# B KNN MNIST

- What is the error rate of KNN on the test set?
- What is the error rate for each label (number)?

Do for k = 2, 4, 8
- How does the choice of k influence the results?

In [1]:
import tensorflow as tf
import numpy as np
import matplotlib.pyplot as plt
import seaborn as sns
from sklearn.manifold import TSNE
import scipy.spatial.distance
from sklearn.metrics import f1_score
import pandas as pd

plt.set_cmap('gray')

# load dataset

In [2]:
train = tf.keras.datasets.mnist.load_data()[0]
X_train, Y_train = train[0], train[1]

test = tf.keras.datasets.mnist.load_data()[1]
X_test, Y_test = test[0], test[1]

n_train = X_train.shape[0]
n_test = X_test.shape[0]

m = X_train.shape[1]**2

In [3]:
X_train = X_train.reshape([n_train, m])
X_test = X_test.reshape([n_test, m])

idx = np.random.randint(n_train, size=10000)
x_train_sample = X_train[idx]
y_train_sample = Y_train[idx]

idx = np.random.randint(n_test, size=1000)
x_test_sample = X_test[idx]
y_test_sample = Y_test[idx]
#print(idx)
karray = [2, 4, 8]

Function for f1 score

In [4]:
def f1score(k):
    dists = scipy.spatial.distance.cdist(x_train_sample, x_test_sample, metric='euclid')
    idx_nearest = np.argpartition(dists, k, axis = 0)[:k]
    nearest_dists = np.take(x_train_sample, idx)
    
    pred = y_train_sample[idx_nearest]
    pred = np.ndarray.transpose(pred)
    actuals = y_test_sample
    prediction = np.array([])
    
    for row in pred:
        count = np.bincount(row)
        prediction = np.append(prediction, int(np.argmax(count)))
    
    prediction = prediction.astype(int)
    '''We use (1-f1_score) instead of error rate because it considers false positives as well as false negatives.
    We are going to use it in further exercises, too.'''
    calcf1score = f1_score(actuals, prediction, average = 'micro')
    print ("The error rate for KNN with k = {} on this Dataset is {}".format(k, (1 - calcf1score)))
#f1score(3)

In [5]:
results = []
def endresult():
    for k in karray:
        result_array = []
        dists = scipy.spatial.distance.cdist(x_train_sample, x_test_sample, metric='euclid')
        idx_nearest = np.argpartition(dists, k, axis = 0)[:k]
        nearest_dists = np.take(x_train_sample, idx)
    
        pred = y_train_sample[idx_nearest]
        pred = np.ndarray.transpose(pred)
        actuals = y_test_sample
        prediction = np.array([])

        for row in pred:
            count = np.bincount(row)
            prediction = np.append(prediction, int(np.argmax(count)))
    
        prediction = prediction.astype(int)
        '''We use 1-f1_score since it is an better indicator of quality than the error rate.'''
        calcf1score = f1_score(actuals, prediction, average = 'micro')
        print ("The error rate for KNN with k = {} on this Dataset is {}".format(k, (1 - calcf1score)))
        
        for i in range(10):
            indices = np.where(actuals == i)
            f1 = 1-(f1_score(actuals[indices], prediction[indices], average = 'micro'))
            result_array.append(f1)
            
        results.append(result_array)
               
endresult()

The error rate for KNN with k = 2 on this Dataset is 0.07099999999999995
The error rate for KNN with k = 4 on this Dataset is 0.05700000000000005
The error rate for KNN with k = 8 on this Dataset is 0.07199999999999995


In [6]:
pd.DataFrame(np.array(results).T, columns=["k = 2", "k = 4", "k = 8"])

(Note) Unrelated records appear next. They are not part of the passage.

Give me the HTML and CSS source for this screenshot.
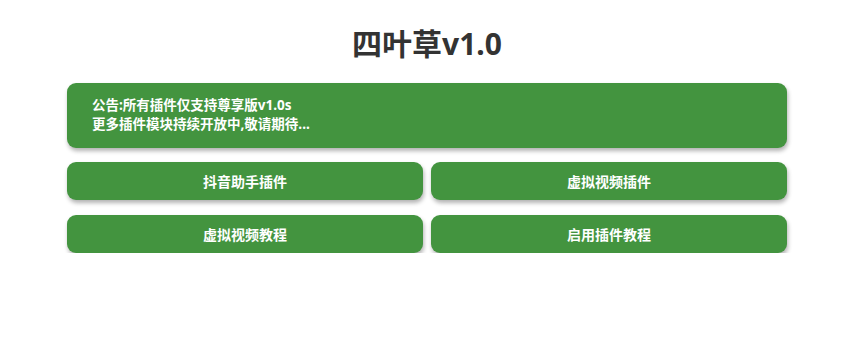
FILE: index.html
```html
<!DOCTYPE html>
<html lang="zh">
<head>
<meta charset="utf-8">
<title>四叶草v1.0</title>
<link rel="stylesheet" href="styles.css">
</head>
<body>
<div class="page">
  <h1 class="title">四叶草v1.0</h1>
  <div class="notice">
    <div>公告:所有插件仅支持尊享版v1.0s</div>
    <div>更多插件模块持续开放中,敬请期待...</div>
  </div>
  <div class="grid">
    <a class="btn">抖音助手插件</a>
    <a class="btn">虚拟视频插件</a>
    <a class="btn">虚拟视频教程</a>
    <a class="btn">启用插件教程</a>
  </div>
</div>
</body>
</html>
```
FILE: styles.css
```css
html, body {
  margin: 0;
  padding: 0;
  background: #ffffff;
}
body {
  font-family: "Noto Sans", "Noto Sans CJK SC", sans-serif;
  padding-left: 4px;
}
.page {
  width: 720px;
  margin: 0 auto;
  padding-top: 20px;
}
.title {
  margin: 0 0 15px;
  text-align: center;
  font-size: 30px;
  line-height: 48px;
  font-weight: 700;
  color: #333333;
}
.notice {
  background: #43943f;
  color: #ffffff;
  border-radius: 9px;
  box-shadow: 1px 3px 4px rgba(0, 0, 0, 0.3);
  padding: 13px 25px;
  height: 39px;
  font-size: 13.5px;
  line-height: 19px;
  font-weight: 700;
}
.grid {
  display: grid;
  grid-template-columns: 1fr 1fr;
  column-gap: 8px;
  row-gap: 15px;
  margin-top: 14px;
}
.btn {
  display: flex;
  align-items: center;
  justify-content: center;
  height: 38px;
  background: #43943f;
  color: #ffffff;
  border-radius: 9px;
  box-shadow: 1px 3px 4px rgba(0, 0, 0, 0.3);
  font-size: 14px;
  font-weight: 700;
}
```
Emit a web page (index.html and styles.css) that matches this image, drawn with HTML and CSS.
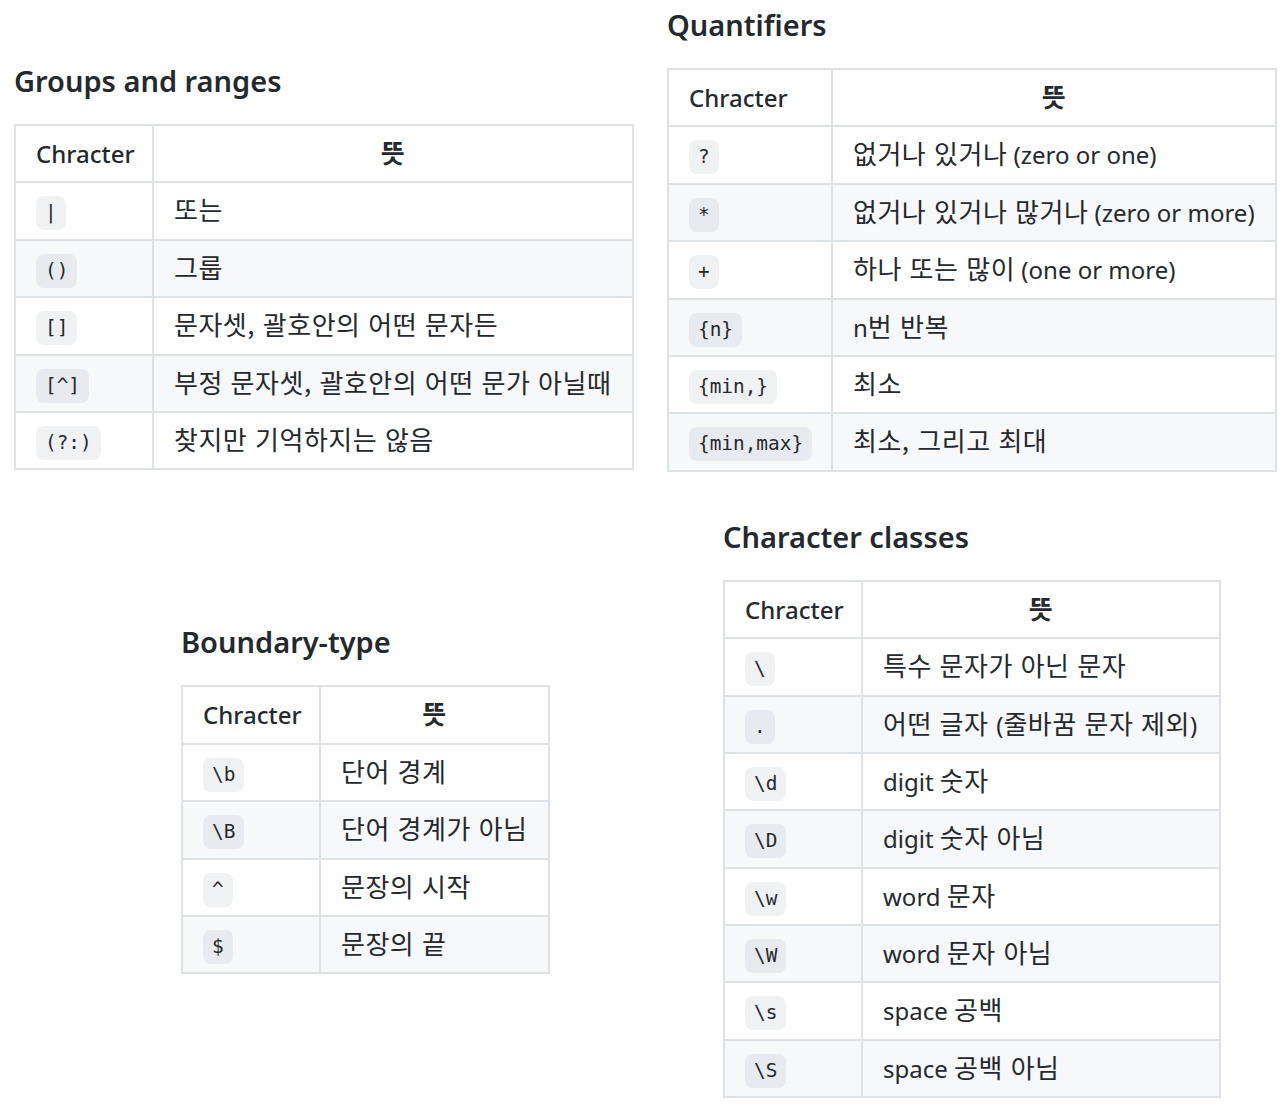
FILE: index.html
```html
<!DOCTYPE html>
<html lang="ko">
<head>
<meta charset="utf-8">
<title>Regex cheatsheet</title>
<link rel="stylesheet" href="styles.css">
</head>
<body>
<div class="page">
  <div class="col col-left">
    <section class="sec sec-groups">
      <h3 class="title">Groups and ranges</h3>
      <table class="tbl t-groups">
        <thead><tr><th class="c1">Chracter</th><th class="c2"><span class="ko">뜻</span></th></tr></thead>
        <tbody>
          <tr><td><code>|</code></td><td><span class="ko">또는</span></td></tr>
          <tr><td><code>()</code></td><td><span class="ko">그룹</span></td></tr>
          <tr><td><code>[]</code></td><td><span class="ko">문자셋, 괄호안의 어떤 문자든</span></td></tr>
          <tr><td><code>[^]</code></td><td><span class="ko">부정 문자셋, 괄호안의 어떤 문가 아닐때</span></td></tr>
          <tr><td><code>(?:)</code></td><td><span class="ko">찾지만 기억하지는 않음</span></td></tr>
        </tbody>
      </table>
    </section>
    <section class="sec sec-boundary">
      <h3 class="title">Boundary-type</h3>
      <table class="tbl t-boundary">
        <thead><tr><th class="c1">Chracter</th><th class="c2"><span class="ko">뜻</span></th></tr></thead>
        <tbody>
          <tr><td><code>\b</code></td><td><span class="ko">단어 경계</span></td></tr>
          <tr><td><code>\B</code></td><td><span class="ko">단어 경계가 아님</span></td></tr>
          <tr><td><code>^</code></td><td><span class="ko">문장의 시작</span></td></tr>
          <tr><td><code>$</code></td><td><span class="ko">문장의 끝</span></td></tr>
        </tbody>
      </table>
    </section>
  </div>
  <div class="col col-right">
    <section class="sec sec-quant">
      <h3 class="title">Quantifiers</h3>
      <table class="tbl t-quant">
        <thead><tr><th class="c1">Chracter</th><th class="c2"><span class="ko">뜻</span></th></tr></thead>
        <tbody>
          <tr><td><code>?</code></td><td><span class="ko">없거나 있거나</span> (zero or one)</td></tr>
          <tr><td><code>*</code></td><td><span class="ko">없거나 있거나 많거나</span> (zero or more)</td></tr>
          <tr><td><code>+</code></td><td><span class="ko">하나 또는 많이</span> (one or more)</td></tr>
          <tr><td><code>{n}</code></td><td>n<span class="ko">번 반복</span></td></tr>
          <tr><td><code>{min,}</code></td><td><span class="ko">최소</span></td></tr>
          <tr><td><code>{min,max}</code></td><td><span class="ko">최소, 그리고 최대</span></td></tr>
        </tbody>
      </table>
    </section>
    <section class="sec sec-classes">
      <h3 class="title">Character classes</h3>
      <table class="tbl t-classes">
        <thead><tr><th class="c1">Chracter</th><th class="c2"><span class="ko">뜻</span></th></tr></thead>
        <tbody>
          <tr><td><code>\</code></td><td><span class="ko">특수 문자가 아닌 문자</span></td></tr>
          <tr><td><code>.</code></td><td><span class="ko">어떤 글자 </span>(<span class="ko">줄바꿈 문자 제외</span>)</td></tr>
          <tr><td><code>\d</code></td><td>digit <span class="ko">숫자</span></td></tr>
          <tr><td><code>\D</code></td><td>digit <span class="ko">숫자 아님</span></td></tr>
          <tr><td><code>\w</code></td><td>word <span class="ko">문자</span></td></tr>
          <tr><td><code>\W</code></td><td>word <span class="ko">문자 아님</span></td></tr>
          <tr><td><code>\s</code></td><td>space <span class="ko">공백</span></td></tr>
          <tr><td><code>\S</code></td><td>space <span class="ko">공백 아님</span></td></tr>
        </tbody>
      </table>
    </section>
  </div>
</div>
</body>
</html>
```
FILE: styles.css
```css
html, body {
  margin: 0;
  padding: 0;
  background: #ffffff;
}

body {
  font-family: "Noto Sans", "Noto Sans CJK KR", sans-serif;
  color: #24292e;
  font-size: 24px;
}

.page {
  display: flex;
  align-items: flex-start;
}

.col-left {
  width: 667px;
  flex: none;
}

.col-right {
  flex: 1;
}

.title {
  margin: 0 0 25px 0;
  font-size: 29px;
  line-height: 36px;
  font-weight: 600;
}

.sec-groups {
  margin: 63px 0 0 14px;
}

.sec-boundary {
  margin: 154px 0 0 181px;
}

.sec-quant {
  margin: 7px 0 0 0;
}

.sec-classes {
  margin: 47px 0 0 56px;
}

.tbl {
  border-collapse: collapse;
  table-layout: fixed;
}

.t-groups { width: 620px; }
.t-quant { width: 610px; }
.t-boundary { width: 369px; }
.t-classes { width: 498px; }

.t-groups .c1, .t-boundary .c1, .t-classes .c1 { width: 96px; }
.t-quant .c1 { width: 122px; }

.tbl th, .tbl td {
  border: 2px solid #dfe2e5;
  padding: 11px 20px 10.4px 20px;
  line-height: 34px;
  height: 34px;
  text-align: left;
  white-space: nowrap;
}

.tbl th {
  font-weight: 500;
}

.tbl th.c2 {
  text-align: center;
  font-weight: 700;
}

.ko {
  font-family: "Noto Sans CJK KR", sans-serif;
  font-size: 26px;
  line-height: 24px;
  letter-spacing: 0.5px;
}

.tbl tbody tr:nth-child(even) {
  background: #f6f8fa;
}

.tbl code {
  font-family: "DejaVu Sans Mono", "Liberation Mono", monospace;
  font-size: 19.4px;
  line-height: 26px;
  display: inline-block;
  padding: 4px 9px;
  margin: 2px 0 -2px 0;
  border-radius: 8px;
  background: rgba(175, 184, 193, 0.2);
  vertical-align: top;
  color: #24292e;
}
```
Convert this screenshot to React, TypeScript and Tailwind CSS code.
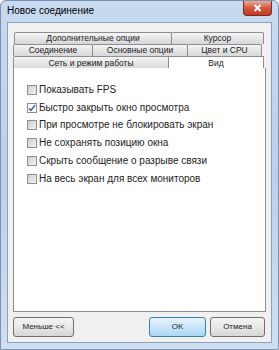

Unnamed: 0,k = 2,k = 4,k = 8
0,0.010204,0.010204,0.010204
1,0.0,0.0,0.0
2,0.095652,0.086957,0.113043
3,0.054545,0.036364,0.036364
4,0.070707,0.070707,0.10101
5,0.107143,0.083333,0.095238
6,0.0375,0.0375,0.0375
7,0.027027,0.036036,0.081081
8,0.242718,0.165049,0.184466
9,0.065934,0.043956,0.054945


- As you can see KNN works best when k is 4. 
- The most mistakes happen on 8s and 5s.

## Answer

As you can see within the table above the most mistakes tend to happen on 8s and 9s, but in general the error rate for all chosen neighbors was about 5 - 6%, which seems to be a good result. Also, it was no big influence on the result how many neighbours were chosen.